Images should be left out, and everything else in the listing reproduced exactly.
··· DATASET SECTION
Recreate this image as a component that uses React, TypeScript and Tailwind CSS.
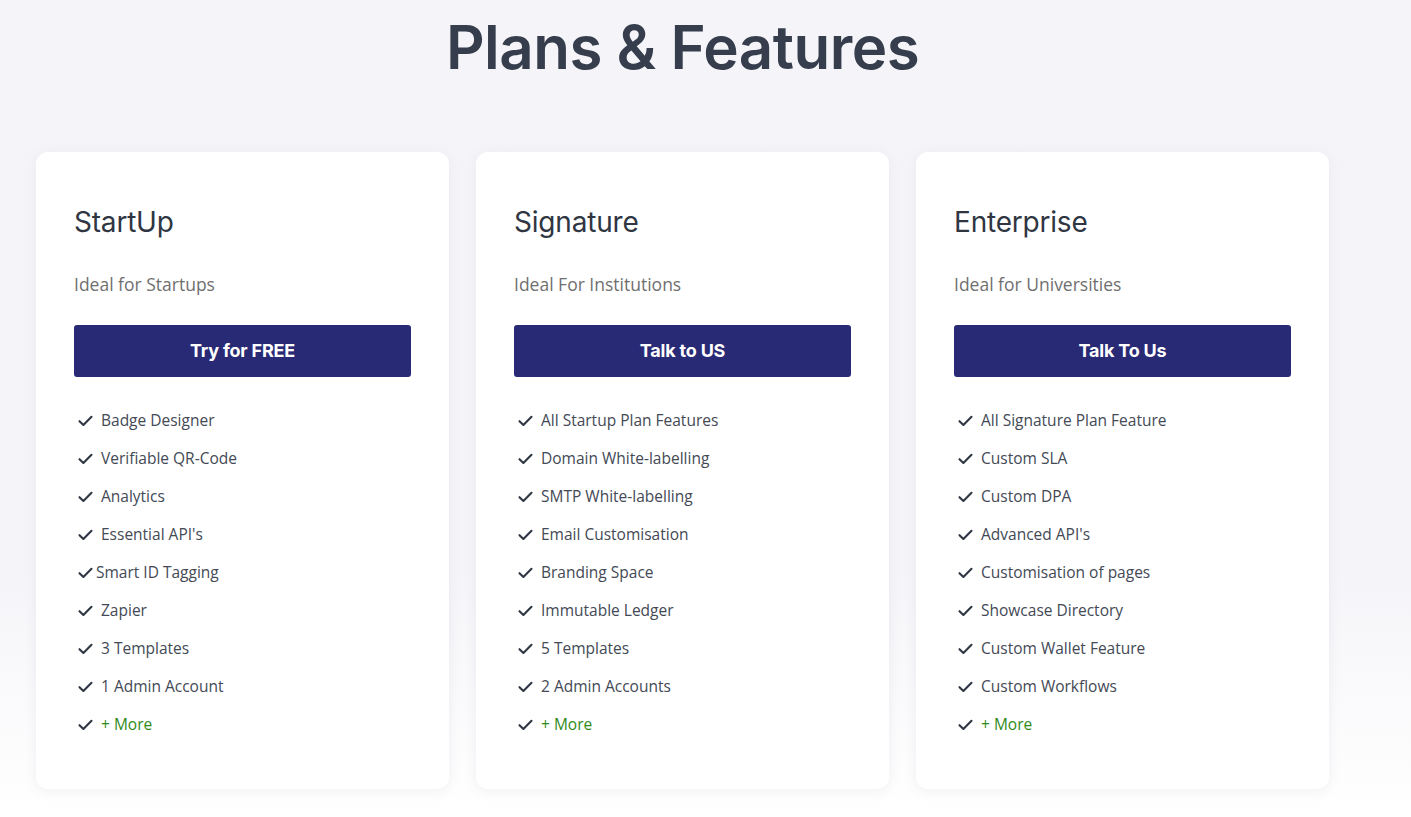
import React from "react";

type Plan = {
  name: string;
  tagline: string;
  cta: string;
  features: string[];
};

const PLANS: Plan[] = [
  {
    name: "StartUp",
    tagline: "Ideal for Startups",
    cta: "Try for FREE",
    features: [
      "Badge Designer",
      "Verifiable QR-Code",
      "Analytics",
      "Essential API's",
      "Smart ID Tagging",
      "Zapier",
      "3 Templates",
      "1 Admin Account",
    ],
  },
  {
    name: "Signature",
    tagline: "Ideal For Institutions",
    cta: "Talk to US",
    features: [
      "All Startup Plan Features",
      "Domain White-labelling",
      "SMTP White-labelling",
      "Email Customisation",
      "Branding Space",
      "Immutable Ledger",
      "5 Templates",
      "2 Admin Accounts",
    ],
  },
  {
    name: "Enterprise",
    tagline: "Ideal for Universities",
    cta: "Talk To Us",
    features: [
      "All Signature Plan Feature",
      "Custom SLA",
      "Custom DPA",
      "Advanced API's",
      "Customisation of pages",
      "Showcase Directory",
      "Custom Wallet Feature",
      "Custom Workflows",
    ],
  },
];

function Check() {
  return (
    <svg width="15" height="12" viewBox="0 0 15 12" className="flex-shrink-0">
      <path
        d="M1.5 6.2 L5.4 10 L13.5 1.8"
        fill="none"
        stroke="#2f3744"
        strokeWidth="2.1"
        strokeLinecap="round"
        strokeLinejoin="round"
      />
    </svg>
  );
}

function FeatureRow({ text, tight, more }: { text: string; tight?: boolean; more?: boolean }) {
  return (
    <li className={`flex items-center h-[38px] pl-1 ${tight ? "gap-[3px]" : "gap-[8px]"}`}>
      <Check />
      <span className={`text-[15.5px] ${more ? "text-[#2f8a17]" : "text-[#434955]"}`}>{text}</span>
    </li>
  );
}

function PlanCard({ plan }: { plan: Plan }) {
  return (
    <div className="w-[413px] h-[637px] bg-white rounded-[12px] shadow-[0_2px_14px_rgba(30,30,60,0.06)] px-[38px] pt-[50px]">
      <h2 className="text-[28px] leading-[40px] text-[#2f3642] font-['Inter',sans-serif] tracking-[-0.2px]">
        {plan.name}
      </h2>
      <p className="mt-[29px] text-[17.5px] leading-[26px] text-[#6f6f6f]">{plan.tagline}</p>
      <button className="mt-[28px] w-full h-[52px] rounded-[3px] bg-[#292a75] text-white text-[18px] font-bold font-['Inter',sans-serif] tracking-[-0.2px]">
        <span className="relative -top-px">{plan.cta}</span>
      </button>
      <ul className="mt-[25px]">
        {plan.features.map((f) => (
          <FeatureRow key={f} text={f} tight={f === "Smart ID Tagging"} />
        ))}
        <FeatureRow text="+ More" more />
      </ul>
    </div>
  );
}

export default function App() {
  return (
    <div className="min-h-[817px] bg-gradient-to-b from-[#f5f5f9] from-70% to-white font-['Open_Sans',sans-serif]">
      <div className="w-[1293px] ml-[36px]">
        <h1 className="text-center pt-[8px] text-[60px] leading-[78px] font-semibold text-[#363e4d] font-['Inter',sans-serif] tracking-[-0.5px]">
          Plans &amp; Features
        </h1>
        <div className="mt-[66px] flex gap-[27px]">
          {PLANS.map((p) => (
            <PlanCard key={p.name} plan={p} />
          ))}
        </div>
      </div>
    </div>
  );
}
······
■ REPLY TO THE EXERCISE ■
Recreate this image as a component that uses React, TypeScript and Tailwind CSS.
import React from "react";

type Plan = {
  name: string;
  tagline: string;
  cta: string;
  features: string[];
};

const PLANS: Plan[] = [
  {
    name: "StartUp",
    tagline: "Ideal for Startups",
    cta: "Try for FREE",
    features: [
      "Badge Designer",
      "Verifiable QR-Code",
      "Analytics",
      "Essential API's",
      "Smart ID Tagging",
      "Zapier",
      "3 Templates",
      "1 Admin Account",
    ],
  },
  {
    name: "Signature",
    tagline: "Ideal For Institutions",
    cta: "Talk to US",
    features: [
      "All Startup Plan Features",
      "Domain White-labelling",
      "SMTP White-labelling",
      "Email Customisation",
      "Branding Space",
      "Immutable Ledger",
      "5 Templates",
      "2 Admin Accounts",
    ],
  },
  {
    name: "Enterprise",
    tagline: "Ideal for Universities",
    cta: "Talk To Us",
    features: [
      "All Signature Plan Feature",
      "Custom SLA",
      "Custom DPA",
      "Advanced API's",
      "Customisation of pages",
      "Showcase Directory",
      "Custom Wallet Feature",
      "Custom Workflows",
    ],
  },
];

function Check() {
  return (
    <svg width="15" height="12" viewBox="0 0 15 12" className="flex-shrink-0">
      <path
        d="M1.5 6.2 L5.4 10 L13.5 1.8"
        fill="none"
        stroke="#2f3744"
        strokeWidth="2.1"
        strokeLinecap="round"
        strokeLinejoin="round"
      />
    </svg>
  );
}

function FeatureRow({ text, tight, more }: { text: string; tight?: boolean; more?: boolean }) {
  return (
    <li className={`flex items-center h-[38px] pl-1 ${tight ? "gap-[3px]" : "gap-[8px]"}`}>
      <Check />
      <span className={`text-[15.5px] ${more ? "text-[#2f8a17]" : "text-[#434955]"}`}>{text}</span>
    </li>
  );
}

function PlanCard({ plan }: { plan: Plan }) {
  return (
    <div className="w-[413px] h-[637px] bg-white rounded-[12px] shadow-[0_2px_14px_rgba(30,30,60,0.06)] px-[38px] pt-[50px]">
      <h2 className="text-[28px] leading-[40px] text-[#2f3642] font-['Inter',sans-serif] tracking-[-0.2px]">
        {plan.name}
      </h2>
      <p className="mt-[29px] text-[17.5px] leading-[26px] text-[#6f6f6f]">{plan.tagline}</p>
      <button className="mt-[28px] w-full h-[52px] rounded-[3px] bg-[#292a75] text-white text-[18px] font-bold font-['Inter',sans-serif] tracking-[-0.2px]">
        <span className="relative -top-px">{plan.cta}</span>
      </button>
      <ul className="mt-[25px]">
        {plan.features.map((f) => (
          <FeatureRow key={f} text={f} tight={f === "Smart ID Tagging"} />
        ))}
        <FeatureRow text="+ More" more />
      </ul>
    </div>
  );
}

export default function App() {
  return (
    <div className="min-h-[817px] bg-gradient-to-b from-[#f5f5f9] from-70% to-white font-['Open_Sans',sans-serif]">
      <div className="w-[1293px] ml-[36px]">
        <h1 className="text-center pt-[8px] text-[60px] leading-[78px] font-semibold text-[#363e4d] font-['Inter',sans-serif] tracking-[-0.5px]">
          Plans &amp; Features
        </h1>
        <div className="mt-[66px] flex gap-[27px]">
          {PLANS.map((p) => (
            <PlanCard key={p.name} plan={p} />
          ))}
        </div>
      </div>
    </div>
  );
}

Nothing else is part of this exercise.